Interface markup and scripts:
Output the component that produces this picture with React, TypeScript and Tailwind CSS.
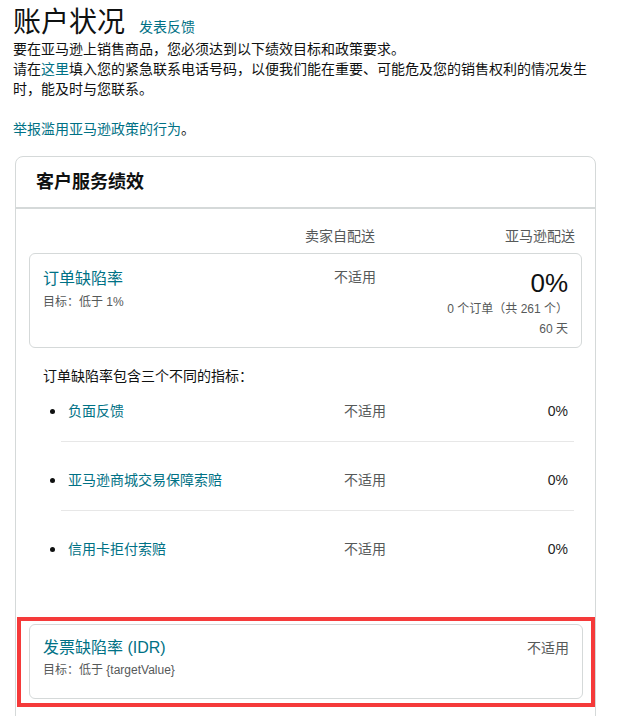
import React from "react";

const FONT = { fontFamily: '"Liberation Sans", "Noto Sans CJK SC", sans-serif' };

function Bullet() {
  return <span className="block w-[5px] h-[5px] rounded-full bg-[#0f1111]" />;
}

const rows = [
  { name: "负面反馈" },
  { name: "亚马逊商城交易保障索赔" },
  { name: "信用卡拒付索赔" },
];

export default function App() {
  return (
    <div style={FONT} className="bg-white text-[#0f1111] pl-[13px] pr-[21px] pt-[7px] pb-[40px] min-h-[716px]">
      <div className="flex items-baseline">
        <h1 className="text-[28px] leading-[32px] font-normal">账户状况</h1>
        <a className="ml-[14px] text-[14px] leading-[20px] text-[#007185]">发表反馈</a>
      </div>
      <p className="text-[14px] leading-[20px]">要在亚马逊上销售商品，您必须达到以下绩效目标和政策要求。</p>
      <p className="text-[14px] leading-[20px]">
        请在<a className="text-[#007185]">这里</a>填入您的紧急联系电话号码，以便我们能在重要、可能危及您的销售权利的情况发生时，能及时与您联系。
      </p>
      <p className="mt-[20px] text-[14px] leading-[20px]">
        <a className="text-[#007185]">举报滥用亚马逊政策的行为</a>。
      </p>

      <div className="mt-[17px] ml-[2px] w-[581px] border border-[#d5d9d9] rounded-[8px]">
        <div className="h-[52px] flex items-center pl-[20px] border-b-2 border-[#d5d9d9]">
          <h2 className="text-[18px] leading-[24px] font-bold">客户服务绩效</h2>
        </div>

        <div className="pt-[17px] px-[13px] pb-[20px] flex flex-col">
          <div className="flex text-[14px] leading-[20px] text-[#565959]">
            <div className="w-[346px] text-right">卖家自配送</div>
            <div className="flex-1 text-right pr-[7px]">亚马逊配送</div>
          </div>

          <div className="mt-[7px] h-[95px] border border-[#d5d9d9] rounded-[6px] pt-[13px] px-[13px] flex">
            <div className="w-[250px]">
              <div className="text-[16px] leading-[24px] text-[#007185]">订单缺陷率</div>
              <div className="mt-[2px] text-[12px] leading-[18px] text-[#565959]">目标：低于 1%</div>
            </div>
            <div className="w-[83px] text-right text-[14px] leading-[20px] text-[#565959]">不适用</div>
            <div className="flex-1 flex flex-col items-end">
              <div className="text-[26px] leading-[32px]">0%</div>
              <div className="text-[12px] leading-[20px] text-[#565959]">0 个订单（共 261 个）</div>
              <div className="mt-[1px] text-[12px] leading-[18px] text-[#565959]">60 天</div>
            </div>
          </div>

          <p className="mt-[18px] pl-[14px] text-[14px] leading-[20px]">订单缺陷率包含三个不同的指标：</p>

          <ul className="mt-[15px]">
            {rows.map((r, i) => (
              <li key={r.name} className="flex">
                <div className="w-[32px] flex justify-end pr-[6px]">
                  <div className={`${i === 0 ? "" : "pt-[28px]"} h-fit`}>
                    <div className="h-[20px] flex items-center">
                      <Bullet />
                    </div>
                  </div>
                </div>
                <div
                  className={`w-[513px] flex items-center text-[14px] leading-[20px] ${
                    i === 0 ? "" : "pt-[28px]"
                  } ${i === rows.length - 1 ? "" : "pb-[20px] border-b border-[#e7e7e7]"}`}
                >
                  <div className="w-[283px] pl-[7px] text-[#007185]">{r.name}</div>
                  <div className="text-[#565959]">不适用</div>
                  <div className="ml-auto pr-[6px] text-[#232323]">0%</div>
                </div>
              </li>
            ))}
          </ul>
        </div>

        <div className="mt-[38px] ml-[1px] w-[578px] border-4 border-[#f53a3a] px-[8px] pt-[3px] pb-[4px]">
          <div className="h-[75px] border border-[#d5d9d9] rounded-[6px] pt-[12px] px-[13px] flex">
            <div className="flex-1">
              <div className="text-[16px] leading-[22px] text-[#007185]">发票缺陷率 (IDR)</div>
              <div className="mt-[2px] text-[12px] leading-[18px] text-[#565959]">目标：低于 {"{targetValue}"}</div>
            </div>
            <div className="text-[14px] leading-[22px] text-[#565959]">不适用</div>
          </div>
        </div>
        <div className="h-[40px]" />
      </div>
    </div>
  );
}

* * *

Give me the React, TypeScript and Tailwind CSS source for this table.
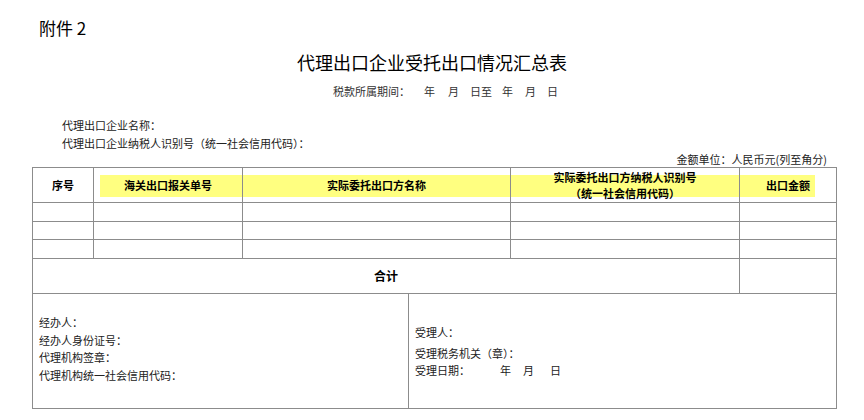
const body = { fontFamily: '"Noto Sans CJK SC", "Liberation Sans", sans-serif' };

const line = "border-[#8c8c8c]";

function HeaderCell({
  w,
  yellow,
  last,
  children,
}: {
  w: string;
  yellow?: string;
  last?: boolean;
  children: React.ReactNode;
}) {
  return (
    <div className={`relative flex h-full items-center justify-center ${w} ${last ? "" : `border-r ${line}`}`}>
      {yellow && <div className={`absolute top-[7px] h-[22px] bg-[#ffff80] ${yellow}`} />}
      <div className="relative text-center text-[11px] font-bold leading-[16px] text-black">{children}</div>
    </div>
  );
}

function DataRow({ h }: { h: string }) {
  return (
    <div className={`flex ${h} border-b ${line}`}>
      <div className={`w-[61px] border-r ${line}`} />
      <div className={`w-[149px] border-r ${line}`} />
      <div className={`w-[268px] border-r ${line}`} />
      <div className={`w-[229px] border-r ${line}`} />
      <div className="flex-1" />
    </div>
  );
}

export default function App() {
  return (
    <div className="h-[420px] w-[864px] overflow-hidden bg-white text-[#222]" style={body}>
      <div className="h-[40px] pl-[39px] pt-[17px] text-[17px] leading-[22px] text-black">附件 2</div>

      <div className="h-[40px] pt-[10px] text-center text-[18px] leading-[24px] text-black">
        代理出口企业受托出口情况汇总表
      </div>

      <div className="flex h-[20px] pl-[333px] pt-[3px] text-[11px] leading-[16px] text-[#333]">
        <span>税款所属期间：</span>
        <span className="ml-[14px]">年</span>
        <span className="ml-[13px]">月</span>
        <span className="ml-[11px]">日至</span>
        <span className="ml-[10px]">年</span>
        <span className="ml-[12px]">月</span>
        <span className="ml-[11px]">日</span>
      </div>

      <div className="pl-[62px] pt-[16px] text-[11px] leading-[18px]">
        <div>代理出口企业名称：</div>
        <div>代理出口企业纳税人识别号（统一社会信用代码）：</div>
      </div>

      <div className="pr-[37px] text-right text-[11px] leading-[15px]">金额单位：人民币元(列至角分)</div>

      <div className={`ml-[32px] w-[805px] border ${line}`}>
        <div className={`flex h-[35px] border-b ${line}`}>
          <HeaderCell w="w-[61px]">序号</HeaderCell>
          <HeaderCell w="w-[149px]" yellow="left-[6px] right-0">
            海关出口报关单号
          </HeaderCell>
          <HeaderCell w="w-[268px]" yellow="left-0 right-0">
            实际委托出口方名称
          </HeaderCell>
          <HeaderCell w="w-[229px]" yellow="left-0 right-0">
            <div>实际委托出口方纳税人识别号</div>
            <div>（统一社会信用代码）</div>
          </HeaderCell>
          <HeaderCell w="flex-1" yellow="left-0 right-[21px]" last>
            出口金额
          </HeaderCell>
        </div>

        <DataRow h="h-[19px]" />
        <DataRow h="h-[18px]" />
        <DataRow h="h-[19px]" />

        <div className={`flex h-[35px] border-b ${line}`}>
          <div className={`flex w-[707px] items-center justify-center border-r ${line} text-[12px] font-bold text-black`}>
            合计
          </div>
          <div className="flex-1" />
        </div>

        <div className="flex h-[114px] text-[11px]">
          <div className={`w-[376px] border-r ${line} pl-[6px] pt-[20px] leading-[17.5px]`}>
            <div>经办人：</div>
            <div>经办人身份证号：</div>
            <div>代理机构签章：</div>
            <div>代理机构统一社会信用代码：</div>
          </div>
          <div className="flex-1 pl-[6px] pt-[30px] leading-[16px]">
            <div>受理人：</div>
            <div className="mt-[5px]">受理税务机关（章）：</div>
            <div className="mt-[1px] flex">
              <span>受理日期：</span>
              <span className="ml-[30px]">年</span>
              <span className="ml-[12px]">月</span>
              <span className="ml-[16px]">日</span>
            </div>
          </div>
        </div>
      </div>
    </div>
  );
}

• _Task brief_:
Skip every picture. Repeat the lines from the one with "Give me the" through the one with "pl-[39px] pt-[17px] text-[17px]", both ends included.

• _Answer for this exercise_:
Give me the React, TypeScript and Tailwind CSS source for this table.
const body = { fontFamily: '"Noto Sans CJK SC", "Liberation Sans", sans-serif' };

const line = "border-[#8c8c8c]";

function HeaderCell({
  w,
  yellow,
  last,
  children,
}: {
  w: string;
  yellow?: string;
  last?: boolean;
  children: React.ReactNode;
}) {
  return (
    <div className={`relative flex h-full items-center justify-center ${w} ${last ? "" : `border-r ${line}`}`}>
      {yellow && <div className={`absolute top-[7px] h-[22px] bg-[#ffff80] ${yellow}`} />}
      <div className="relative text-center text-[11px] font-bold leading-[16px] text-black">{children}</div>
    </div>
  );
}

function DataRow({ h }: { h: string }) {
  return (
    <div className={`flex ${h} border-b ${line}`}>
      <div className={`w-[61px] border-r ${line}`} />
      <div className={`w-[149px] border-r ${line}`} />
      <div className={`w-[268px] border-r ${line}`} />
      <div className={`w-[229px] border-r ${line}`} />
      <div className="flex-1" />
    </div>
  );
}

export default function App() {
  return (
    <div className="h-[420px] w-[864px] overflow-hidden bg-white text-[#222]" style={body}>
      <div className="h-[40px] pl-[39px] pt-[17px] text-[17px] leading-[22px] text-black">附件 2</div>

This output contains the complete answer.